Baked Pear with Lemon Ginger Ice Cream
For the pear:
• 1 Bartlet pear
• 4 cups water
• 2 cups sugar
• 1/2 cup Reisling Wine
• 1 tsp ground nutmeg
• 1 small lemon juice
• 3 cinnamon sticks (3 inches)
• 6 to 8 whole cloves
• 1 vanilla bean
• 1 Sheet Puff Pastry
1. Core pears from bottom, leaving stems intact. Peel pears; cut 1/4 in. from the bottom of the pear to level it.
2. In a large saucepan, combine the water, sugar, lemon Juice, cinnamon sticks, nutmeg, and cloves.
3. Split vanilla bean and scrape seeds; add bean and seeds to sugar mixture.
4. Bring to a boil until the liquid thickens about 5 minutes.
5. Reduce heat to a slow simmer; place pears in saucepan and poach uncovered for about 35 minutes. Use a tooth pick to puncture the pear, the toothpick should slide in all of the way with light force.
6. When the pear is tender remove and cool on parchment paper. Strain and reserve poaching syrup for later.
7. Thaw puff pastry dough in the refrigerator so that it is pliable but not sticky.
8. Lightly flour the work surface and place the dough down. Cut into 1/2-in.-wide strips. Starting at the bottom of a pear, wrap a pastry strip around pear and slowly go up to the stem.
9. Transfer to a parchment paper-lined Sheet pan.

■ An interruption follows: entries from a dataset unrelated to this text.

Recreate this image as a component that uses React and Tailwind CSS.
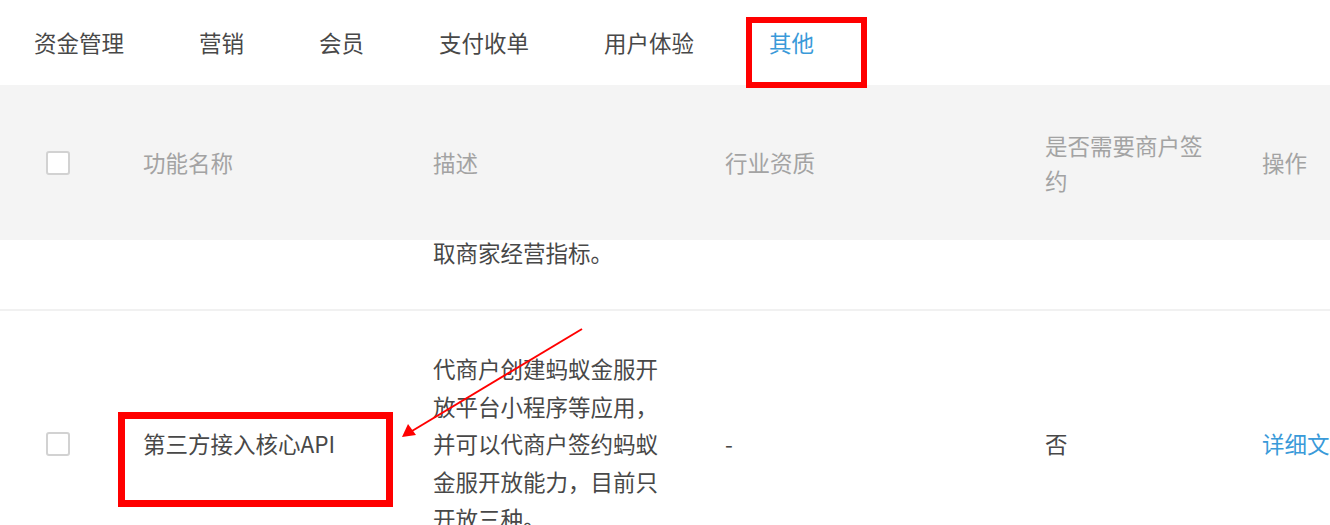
import React from 'react'

const TABS = ['资金管理', '营销', '会员', '支付收单', '用户体验', '其他']

const font = { fontFamily: '"Noto Sans CJK SC", "Noto Sans", sans-serif' }

function Checkbox() {
  return <div className="w-[24px] h-[24px] rounded-[3px] border-2 border-[#d2d2d2] bg-white" />
}

export default function App() {
  return (
    <div className="relative w-[1330px] h-[525px] overflow-hidden bg-white" style={font}>
      {/* tabs */}
      <div className="h-[85px] flex items-center pl-[34px] gap-[75px] text-[22.5px] text-[#484848]">
        {TABS.map((t) => (
          <span key={t} className={t === '其他' ? 'text-[#3a9ad9]' : ''}>
            {t}
          </span>
        ))}
      </div>

      <div className="w-[1400px]">
        {/* header */}
        <div className="h-[155px] bg-[#f4f4f4] flex items-center text-[22.5px] text-[#a3a3a3] leading-[35px]">
          <div className="w-[143px] pl-[46px] flex items-center">
            <Checkbox />
          </div>
          <div className="w-[290px]">功能名称</div>
          <div className="w-[292px]">描述</div>
          <div className="w-[320px]">行业资质</div>
          <div className="w-[217px] pr-[45px]">是否需要商户签约</div>
          <div className="w-[100px]">操作</div>
        </div>

        {/* previous row tail */}
        <div className="h-[71px] border-b-2 border-[#f1f1f1] flex text-[22.5px] text-[#484848]">
          <div className="w-[433px]" />
          <div className="leading-[24px]">取商家经营指标。</div>
        </div>

        {/* row */}
        <div className="flex items-center pt-[39px] text-[22.5px] text-[#484848]">
          <div className="w-[143px] pl-[46px] flex items-center">
            <Checkbox />
          </div>
          <div className="w-[290px]">第三方接入核心API</div>
          <div className="w-[292px] pr-[55px] leading-[37.5px]">
            代商户创建蚂蚁金服开放平台小程序等应用，并可以代商户签约蚂蚁金服开放能力，目前只开放三种。
          </div>
          <div className="w-[320px]">-</div>
          <div className="w-[217px]">否</div>
          <div className="w-[120px] text-[#3a9ad9]">详细文档</div>
        </div>
      </div>

      {/* annotations */}
      <div className="absolute left-[746px] top-[17px] w-[121px] h-[71px] border-[6px] border-[#f00]" />
      <div className="absolute left-[118px] top-[412px] w-[275px] h-[95px] border-[7px] border-[#f00]" />
      <svg className="absolute left-0 top-0" width="1330" height="525">
        <line x1="582" y1="329" x2="412" y2="431" stroke="#f00" strokeWidth="2" />
        <polygon points="402,437 408,424 416,435" fill="#f00" />
      </svg>
    </div>
  )
}
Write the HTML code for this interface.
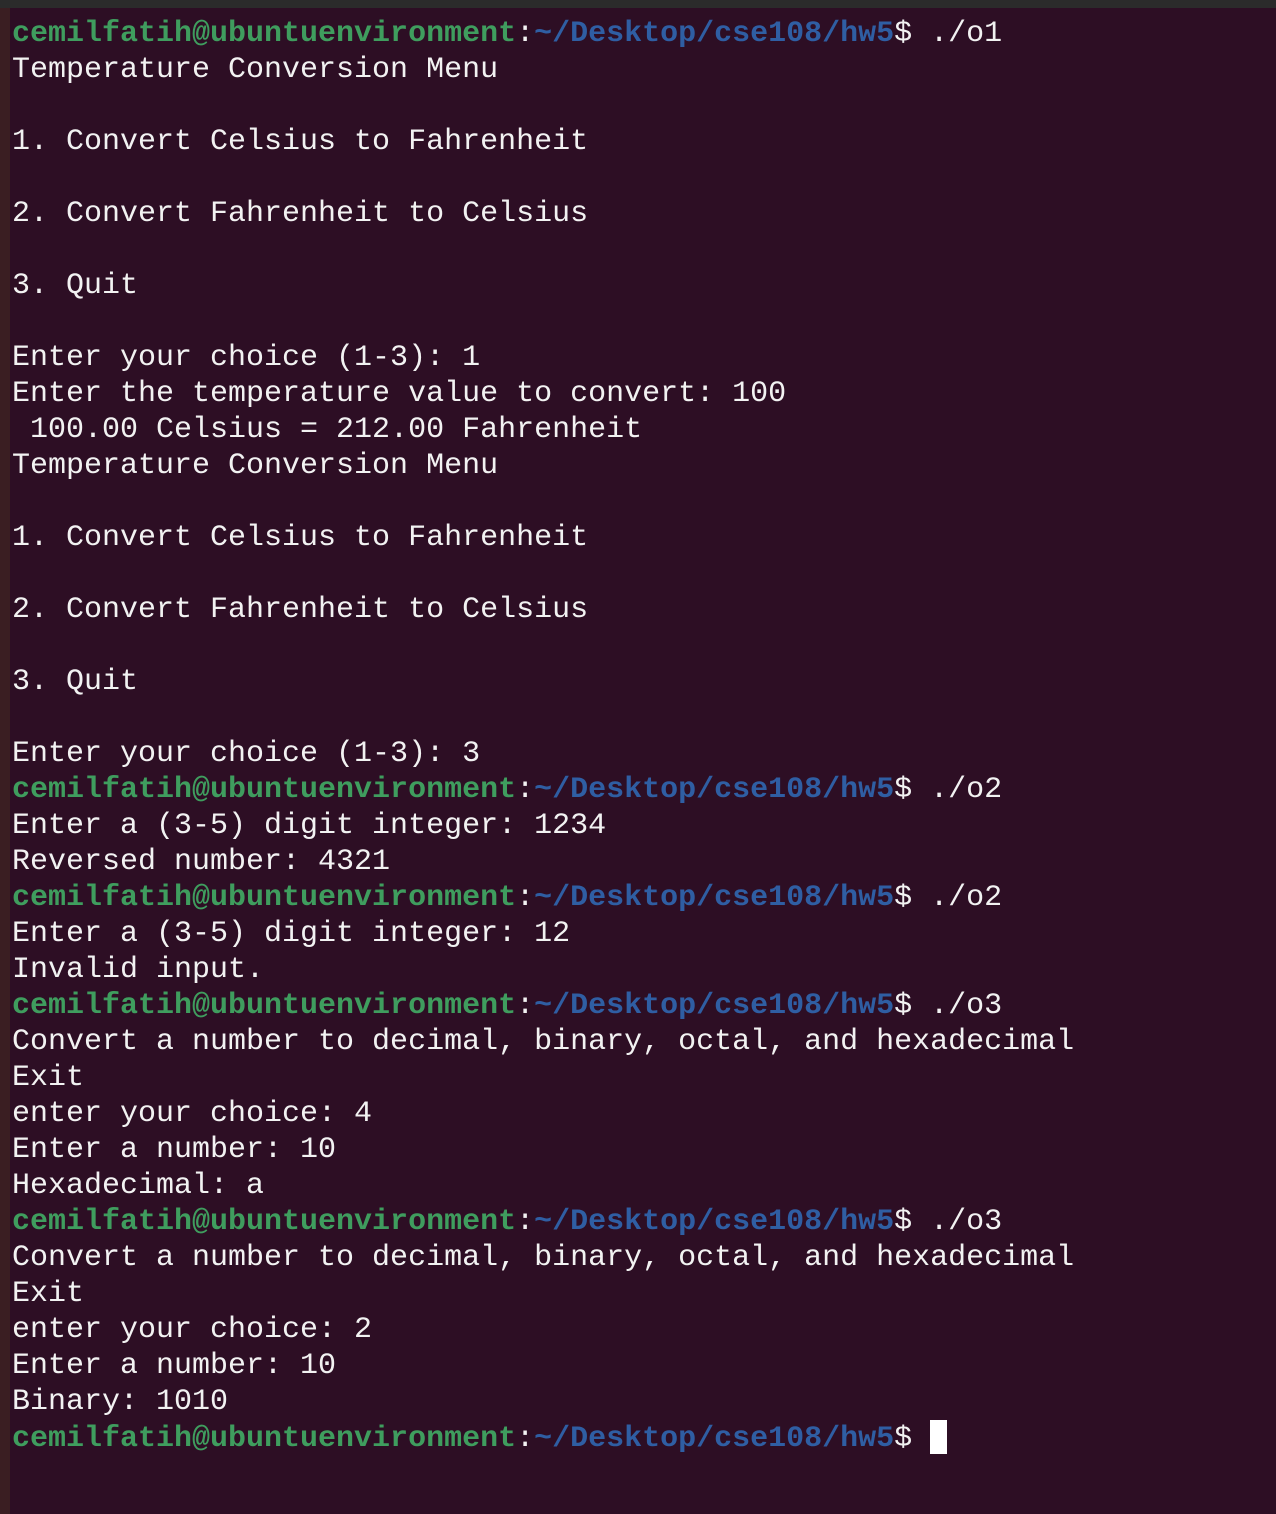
<!DOCTYPE html>
<html><head><meta charset="utf-8"><style>
html,body{margin:0;padding:0;}
body{width:1276px;height:1514px;background:#2d0e24;position:relative;overflow:hidden;}
.top{position:absolute;left:0;top:0;width:1276px;height:8px;background:#2b2b2b;}
.left{position:absolute;left:0;top:8px;width:10px;height:1506px;background:#3a1e22;}
pre{position:absolute;left:12px;top:16px;margin:0;font-family:"Liberation Mono",monospace;font-size:30px;line-height:36px;color:#f2f2f2;letter-spacing:0;}
.g{color:#3f9d5e;font-weight:bold;}
.b{color:#2f5ea3;font-weight:bold;}
.cur{display:inline-block;width:17px;height:34px;background:#fff;vertical-align:-8px;}
</style></head><body>
<div class="top"></div><div class="left"></div>
<pre><span class="g">cemilfatih@ubuntuenvironment</span>:<span class="b">~/Desktop/cse108/hw5</span>$ ./o1
Temperature Conversion Menu

1. Convert Celsius to Fahrenheit

2. Convert Fahrenheit to Celsius

3. Quit

Enter your choice (1-3): 1
Enter the temperature value to convert: 100
 100.00 Celsius = 212.00 Fahrenheit
Temperature Conversion Menu

1. Convert Celsius to Fahrenheit

2. Convert Fahrenheit to Celsius

3. Quit

Enter your choice (1-3): 3
<span class="g">cemilfatih@ubuntuenvironment</span>:<span class="b">~/Desktop/cse108/hw5</span>$ ./o2
Enter a (3-5) digit integer: 1234
Reversed number: 4321
<span class="g">cemilfatih@ubuntuenvironment</span>:<span class="b">~/Desktop/cse108/hw5</span>$ ./o2
Enter a (3-5) digit integer: 12
Invalid input.
<span class="g">cemilfatih@ubuntuenvironment</span>:<span class="b">~/Desktop/cse108/hw5</span>$ ./o3
Convert a number to decimal, binary, octal, and hexadecimal
Exit
enter your choice: 4
Enter a number: 10
Hexadecimal: a
<span class="g">cemilfatih@ubuntuenvironment</span>:<span class="b">~/Desktop/cse108/hw5</span>$ ./o3
Convert a number to decimal, binary, octal, and hexadecimal
Exit
enter your choice: 2
Enter a number: 10
Binary: 1010
<span class="g">cemilfatih@ubuntuenvironment</span>:<span class="b">~/Desktop/cse108/hw5</span>$ <span class="cur"></span></pre>
</body></html>
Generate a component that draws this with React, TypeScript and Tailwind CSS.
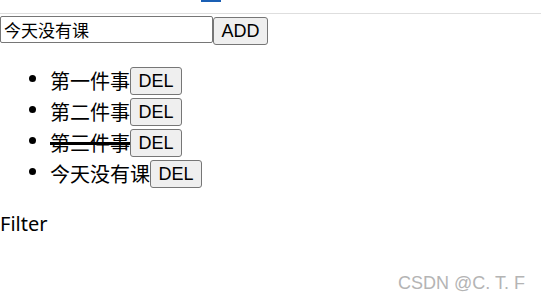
import { useState } from 'react';

type Todo = { id: number; text: string; done: boolean };

export default function App() {
    const [input, setInput] = useState('今天没有课');
    const [todos, setTodos] = useState<Todo[]>([
        { id: 1, text: '第一件事', done: false },
        { id: 2, text: '第二件事', done: false },
        { id: 3, text: '第三件事', done: true },
        { id: 4, text: '今天没有课', done: false },
    ]);

    const addTodo = () => {
        if (!input.trim()) return;
        setTodos([...todos, { id: Date.now(), text: input, done: false }]);
    };

    const delTodo = (id: number) => setTodos(todos.filter((t) => t.id !== id));

    const btn =
        "inline-flex items-center justify-center h-[28px] align-middle bg-[#efefef] border border-[#767676] rounded-[3px] text-[18px] leading-none text-black font-['Liberation_Sans','Noto_Sans_CJK_SC',sans-serif]";

    return (
        <div className="relative h-[303px] w-full overflow-hidden bg-white text-black font-['Noto_Sans','Noto_Sans_CJK_SC',sans-serif] text-[20px]">
            {/* top strip */}
            <div className="h-[14px] border-b border-[#dedede]">
                <div className="ml-[201px] w-[20px] h-[2px] bg-[#1a5fb4]" />
            </div>

            {/* input row */}
            <div className="flex items-start mt-[2px]">
                <input
                    value={input}
                    onChange={(e) => setInput(e.target.value)}
                    className="w-[213px] h-[27px] px-[3px] border border-[#767676] rounded-[2px] text-[17px] leading-none outline-none font-['Noto_Sans_CJK_SC',sans-serif]"
                />
                <button onClick={addTodo} className={`${btn} mt-[1px] w-[55px] h-[27px]`}>
                    ADD
                </button>
            </div>

            {/* todo list */}
            <ul className="list-disc pl-[50px] mt-[18px] mb-[23px]">
                {todos.map((t) => (
                    <li key={t.id} className="h-[31px] leading-[31px]">
                        <span className={`align-middle font-['Noto_Sans_CJK_SC',sans-serif] ${t.done ? 'line-through decoration-[3px]' : ''}`}>
                            {t.text}
                        </span>
                        <button onClick={() => delTodo(t.id)} className={`${btn} w-[52px]`}>
                            DEL
                        </button>
                    </li>
                ))}
            </ul>

            <div className="leading-[28px]">Filter</div>

            <div className="absolute right-[16px] bottom-[6px] text-[18px] text-[#b4b4b4] font-['Liberation_Sans','Noto_Sans_CJK_SC',sans-serif]">
                CSDN @C. T. F
            </div>
        </div>
    );
}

10. Bake at 400° for 20 minutes or until golden brown (if using a convection oven then cut the time in half).
11. Meanwhile bring reserved poaching liquid to a boil; cook until liquid is thick and syrupy, about 10-15 minutes. Place pears on dessert plates and drizzle with syrup. Serve warm.
For the lemon ginger ice cream
• 1 tablespoon freshly grated lemon zest
• 1/2 cup fresh lemon juice
• 1/3oz. Fresh Grated Ginger
• 1/2tsp Dried Ground Ginger
• 1 cup Sugar
• 3 large Egg Yolks
• 1 cup heavy cream
• 1 cup half-and-half
• 1/2 teaspoon vanilla- or 1 Vanilla Pod
1. Place the half of the sugar, half-and-half, and the heavy cream into a medium saucepan, over medium heat.
2. Bring the mixture just to a simmer, stirring occasionally, and remove from the heat.
3. In a bowl mix sugar, yolks and vanilla together.
4. Slowly add 1 cup of the cream mixture to the egg mixture while stirring consistently so that the hot cream doesn’t cook the egg.
5. Next combine all back into the saucepan and heat slowly while consistently stirring the bottom of the pan so that nothing sticks.
6. After the custard has thickened and the zest and juice.
7. Cool completely until the temperature reaches 36 degrees.